§ SOURCE MATERIAL
────────────────────
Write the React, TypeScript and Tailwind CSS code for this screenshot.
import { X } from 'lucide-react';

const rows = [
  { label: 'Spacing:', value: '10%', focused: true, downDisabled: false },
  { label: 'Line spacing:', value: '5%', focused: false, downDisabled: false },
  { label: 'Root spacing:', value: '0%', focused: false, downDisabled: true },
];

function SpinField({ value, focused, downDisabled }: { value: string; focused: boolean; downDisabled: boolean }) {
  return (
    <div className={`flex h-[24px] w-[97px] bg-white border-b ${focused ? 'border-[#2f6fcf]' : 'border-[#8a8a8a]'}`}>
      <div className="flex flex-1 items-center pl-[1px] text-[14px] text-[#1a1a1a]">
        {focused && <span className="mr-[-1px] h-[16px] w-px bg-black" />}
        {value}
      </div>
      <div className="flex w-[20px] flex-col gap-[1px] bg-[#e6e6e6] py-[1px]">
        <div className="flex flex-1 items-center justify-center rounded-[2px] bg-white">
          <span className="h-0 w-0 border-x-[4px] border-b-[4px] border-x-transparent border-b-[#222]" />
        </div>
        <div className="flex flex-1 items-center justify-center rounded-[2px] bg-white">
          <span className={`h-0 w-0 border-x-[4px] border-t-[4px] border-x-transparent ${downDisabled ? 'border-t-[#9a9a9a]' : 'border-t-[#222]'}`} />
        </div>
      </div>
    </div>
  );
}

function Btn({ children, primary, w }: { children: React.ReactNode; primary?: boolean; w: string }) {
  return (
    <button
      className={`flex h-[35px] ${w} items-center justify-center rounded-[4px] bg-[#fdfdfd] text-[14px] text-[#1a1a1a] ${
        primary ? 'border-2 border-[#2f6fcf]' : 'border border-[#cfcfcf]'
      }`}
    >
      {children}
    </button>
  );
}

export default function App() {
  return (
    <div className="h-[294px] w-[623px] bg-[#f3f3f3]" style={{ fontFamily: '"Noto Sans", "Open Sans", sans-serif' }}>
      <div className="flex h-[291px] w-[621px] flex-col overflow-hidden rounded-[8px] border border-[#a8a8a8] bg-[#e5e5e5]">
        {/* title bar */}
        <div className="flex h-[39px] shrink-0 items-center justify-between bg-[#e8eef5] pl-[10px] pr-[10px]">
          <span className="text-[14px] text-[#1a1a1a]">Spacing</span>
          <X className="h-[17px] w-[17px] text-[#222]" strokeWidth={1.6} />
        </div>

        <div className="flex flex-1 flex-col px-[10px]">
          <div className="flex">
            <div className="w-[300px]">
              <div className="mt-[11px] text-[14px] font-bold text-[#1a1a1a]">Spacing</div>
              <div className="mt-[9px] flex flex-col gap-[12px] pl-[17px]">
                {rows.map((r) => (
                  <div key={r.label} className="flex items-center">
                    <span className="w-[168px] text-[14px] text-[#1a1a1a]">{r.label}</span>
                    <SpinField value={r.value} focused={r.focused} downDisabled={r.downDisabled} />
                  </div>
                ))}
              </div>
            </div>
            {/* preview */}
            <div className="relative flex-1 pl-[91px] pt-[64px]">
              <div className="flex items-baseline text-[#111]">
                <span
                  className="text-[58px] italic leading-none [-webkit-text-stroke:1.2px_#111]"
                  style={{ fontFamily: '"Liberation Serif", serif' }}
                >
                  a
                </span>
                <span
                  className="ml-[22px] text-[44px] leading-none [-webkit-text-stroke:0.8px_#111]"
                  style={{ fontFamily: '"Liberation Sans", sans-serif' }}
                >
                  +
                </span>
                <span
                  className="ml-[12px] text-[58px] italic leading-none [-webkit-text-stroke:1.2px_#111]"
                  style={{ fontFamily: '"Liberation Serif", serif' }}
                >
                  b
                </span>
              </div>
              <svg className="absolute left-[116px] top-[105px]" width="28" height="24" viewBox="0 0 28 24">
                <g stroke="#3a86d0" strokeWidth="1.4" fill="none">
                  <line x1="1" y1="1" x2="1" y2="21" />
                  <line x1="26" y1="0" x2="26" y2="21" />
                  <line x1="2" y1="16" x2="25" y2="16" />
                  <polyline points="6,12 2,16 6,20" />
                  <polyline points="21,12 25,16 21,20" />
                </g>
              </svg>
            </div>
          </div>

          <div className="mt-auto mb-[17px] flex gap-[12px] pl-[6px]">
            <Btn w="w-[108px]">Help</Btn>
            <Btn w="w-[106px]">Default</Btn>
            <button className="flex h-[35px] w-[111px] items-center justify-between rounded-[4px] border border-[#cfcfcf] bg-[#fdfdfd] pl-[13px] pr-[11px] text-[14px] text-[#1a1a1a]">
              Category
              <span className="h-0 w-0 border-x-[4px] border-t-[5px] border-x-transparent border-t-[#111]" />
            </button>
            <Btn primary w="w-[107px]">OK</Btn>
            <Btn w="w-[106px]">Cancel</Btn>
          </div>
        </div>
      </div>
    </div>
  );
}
────────────────────
§ PROBLEM TO WORK ON
Give back each line above precisely as it stands.

§ PROBLEM SOLUTION
Write the React, TypeScript and Tailwind CSS code for this screenshot.
import { X } from 'lucide-react';

const rows = [
  { label: 'Spacing:', value: '10%', focused: true, downDisabled: false },
  { label: 'Line spacing:', value: '5%', focused: false, downDisabled: false },
  { label: 'Root spacing:', value: '0%', focused: false, downDisabled: true },
];

function SpinField({ value, focused, downDisabled }: { value: string; focused: boolean; downDisabled: boolean }) {
  return (
    <div className={`flex h-[24px] w-[97px] bg-white border-b ${focused ? 'border-[#2f6fcf]' : 'border-[#8a8a8a]'}`}>
      <div className="flex flex-1 items-center pl-[1px] text-[14px] text-[#1a1a1a]">
        {focused && <span className="mr-[-1px] h-[16px] w-px bg-black" />}
        {value}
      </div>
      <div className="flex w-[20px] flex-col gap-[1px] bg-[#e6e6e6] py-[1px]">
        <div className="flex flex-1 items-center justify-center rounded-[2px] bg-white">
          <span className="h-0 w-0 border-x-[4px] border-b-[4px] border-x-transparent border-b-[#222]" />
        </div>
        <div className="flex flex-1 items-center justify-center rounded-[2px] bg-white">
          <span className={`h-0 w-0 border-x-[4px] border-t-[4px] border-x-transparent ${downDisabled ? 'border-t-[#9a9a9a]' : 'border-t-[#222]'}`} />
        </div>
      </div>
    </div>
  );
}

function Btn({ children, primary, w }: { children: React.ReactNode; primary?: boolean; w: string }) {
  return (
    <button
      className={`flex h-[35px] ${w} items-center justify-center rounded-[4px] bg-[#fdfdfd] text-[14px] text-[#1a1a1a] ${
        primary ? 'border-2 border-[#2f6fcf]' : 'border border-[#cfcfcf]'
      }`}
    >
      {children}
    </button>
  );
}

export default function App() {
  return (
    <div className="h-[294px] w-[623px] bg-[#f3f3f3]" style={{ fontFamily: '"Noto Sans", "Open Sans", sans-serif' }}>
      <div className="flex h-[291px] w-[621px] flex-col overflow-hidden rounded-[8px] border border-[#a8a8a8] bg-[#e5e5e5]">
        {/* title bar */}
        <div className="flex h-[39px] shrink-0 items-center justify-between bg-[#e8eef5] pl-[10px] pr-[10px]">
          <span className="text-[14px] text-[#1a1a1a]">Spacing</span>
          <X className="h-[17px] w-[17px] text-[#222]" strokeWidth={1.6} />
        </div>

        <div className="flex flex-1 flex-col px-[10px]">
          <div className="flex">
            <div className="w-[300px]">
              <div className="mt-[11px] text-[14px] font-bold text-[#1a1a1a]">Spacing</div>
              <div className="mt-[9px] flex flex-col gap-[12px] pl-[17px]">
                {rows.map((r) => (
                  <div key={r.label} className="flex items-center">
                    <span className="w-[168px] text-[14px] text-[#1a1a1a]">{r.label}</span>
                    <SpinField value={r.value} focused={r.focused} downDisabled={r.downDisabled} />
                  </div>
                ))}
              </div>
            </div>
            {/* preview */}
            <div className="relative flex-1 pl-[91px] pt-[64px]">
              <div className="flex items-baseline text-[#111]">
                <span
                  className="text-[58px] italic leading-none [-webkit-text-stroke:1.2px_#111]"
                  style={{ fontFamily: '"Liberation Serif", serif' }}
                >
                  a
                </span>
                <span
                  className="ml-[22px] text-[44px] leading-none [-webkit-text-stroke:0.8px_#111]"
                  style={{ fontFamily: '"Liberation Sans", sans-serif' }}
                >
                  +
                </span>
                <span
                  className="ml-[12px] text-[58px] italic leading-none [-webkit-text-stroke:1.2px_#111]"
                  style={{ fontFamily: '"Liberation Serif", serif' }}
                >
                  b
                </span>
              </div>
              <svg className="absolute left-[116px] top-[105px]" width="28" height="24" viewBox="0 0 28 24">
                <g stroke="#3a86d0" strokeWidth="1.4" fill="none">
                  <line x1="1" y1="1" x2="1" y2="21" />
                  <line x1="26" y1="0" x2="26" y2="21" />
                  <line x1="2" y1="16" x2="25" y2="16" />
                  <polyline points="6,12 2,16 6,20" />
                  <polyline points="21,12 25,16 21,20" />
                </g>
              </svg>
            </div>
          </div>

          <div className="mt-auto mb-[17px] flex gap-[12px] pl-[6px]">
            <Btn w="w-[108px]">Help</Btn>
            <Btn w="w-[106px]">Default</Btn>
            <button className="flex h-[35px] w-[111px] items-center justify-between rounded-[4px] border border-[#cfcfcf] bg-[#fdfdfd] pl-[13px] pr-[11px] text-[14px] text-[#1a1a1a]">
              Category
              <span className="h-0 w-0 border-x-[4px] border-t-[5px] border-x-transparent border-t-[#111]" />
            </button>
            <Btn primary w="w-[107px]">OK</Btn>
            <Btn w="w-[106px]">Cancel</Btn>
          </div>
        </div>
      </div>
    </div>
  );
}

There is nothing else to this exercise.